Start again from the beginning.
“Every time I touched you,” he says, voice barely above a whisper. “That was real.” My heart quivers, and my eyes fill with tears that sting in my eyes. “Every time I held you . . . that was real. Everything I said or couldn’t say about how I felt? That was real, too.”
“You hid things from me. Big things, Levi.” I shrug, sadly. “I don’t know if I can trust you again.”
“I’m not sorry for what I did,” he says finally, his voice rough like sandpaper. “I’m only sorry . . . that I didn’t tell you that I’m in love with you sooner.”
I don’t like this side of him. How sad he is. I want to erase his pain. Swallow it all myself so he doesn’t have to feel it anymore, but I know that’s not possible. I’m hurting too, and for the first time in my life, I’m realizing that’s okay.
“Why the contract?”
He finally meets my gaze head-on, those icy blue eyes boring into my soul.
“Because I knew there was no way you’d let me love you if you knew who I really was.”
“You’re a good person, Levi. One who had horrible things happen to him.
I’ll never fault you for the things you did to protect your family.
I wasn’t lying when I said I fell for you.

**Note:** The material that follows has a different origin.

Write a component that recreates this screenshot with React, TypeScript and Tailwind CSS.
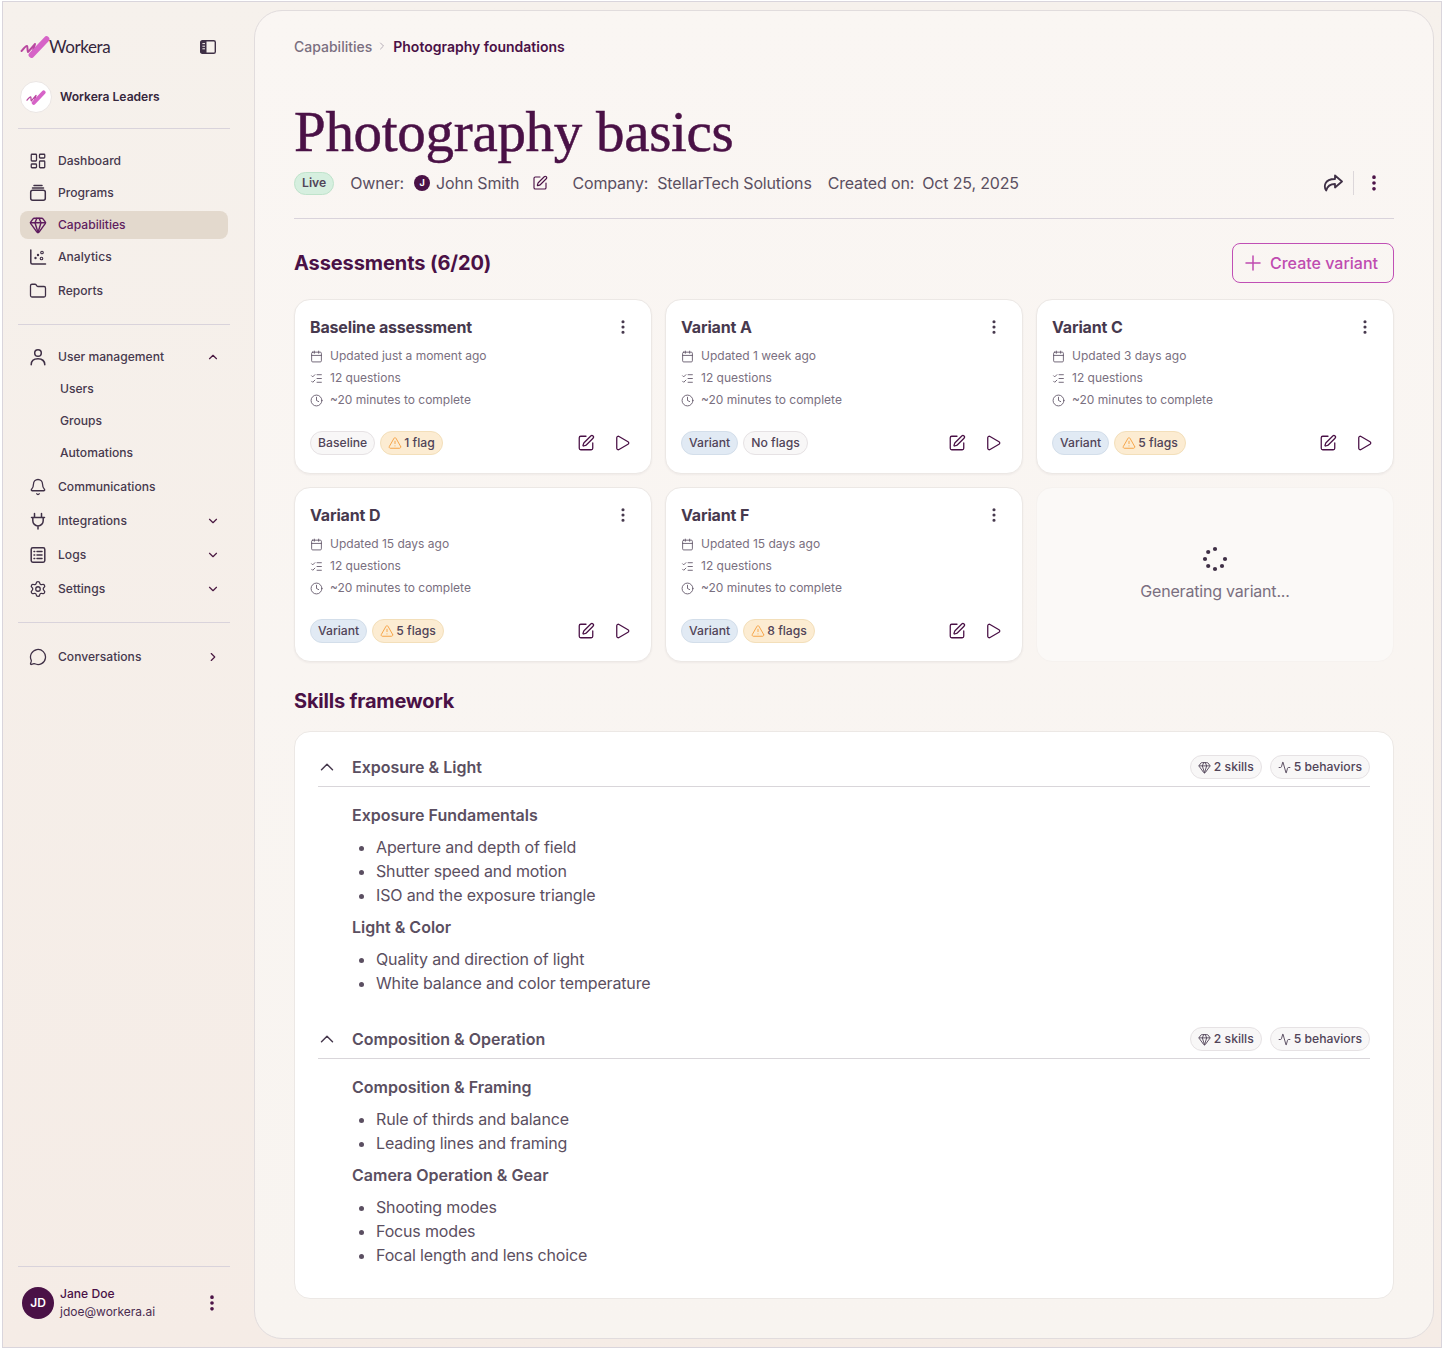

Hard.” I shrug, giving him the most unhappy half-smile to ever exist. “I still am.” I shake my head. “Even if I know I shouldn’t be.”
“Ava—”
Levi is cut off by the shuffling of feet when Nolan Marks steps into the room, his eyes raking over me in the bed.
My heart catches in my throat at the little stuffed dog in his hand. Like I’m a child. I suppose, in his eyes, I still am. When he left, I was only four years old.
“You’re awake,” he says distantly, and my throat swells. I’m not sure if it’s from being asleep so long or the pain radiating through my chest.
“You’re my father,” I say quietly.
He looks both guilty and ashamed. I don’t understand. Why leave if you’re going to feel bad about it?
“I am.”
“Why are you here?”
Surprise crosses his face before he accepts what I’ve said.
It’s funny . . . his eyes. They’re nearly the same shade of green as mine. That’s the only similarity that I can see, and yet, looking at him, I know.
“I shouldn’t be,” he admits finally.
“But . . .” I finish for him.
“But I am still your father. By blood. There was a time when that wouldn’t mean much to me, but now . . .”
“Why did you leave?”
He winces, refusing to meet my eyes.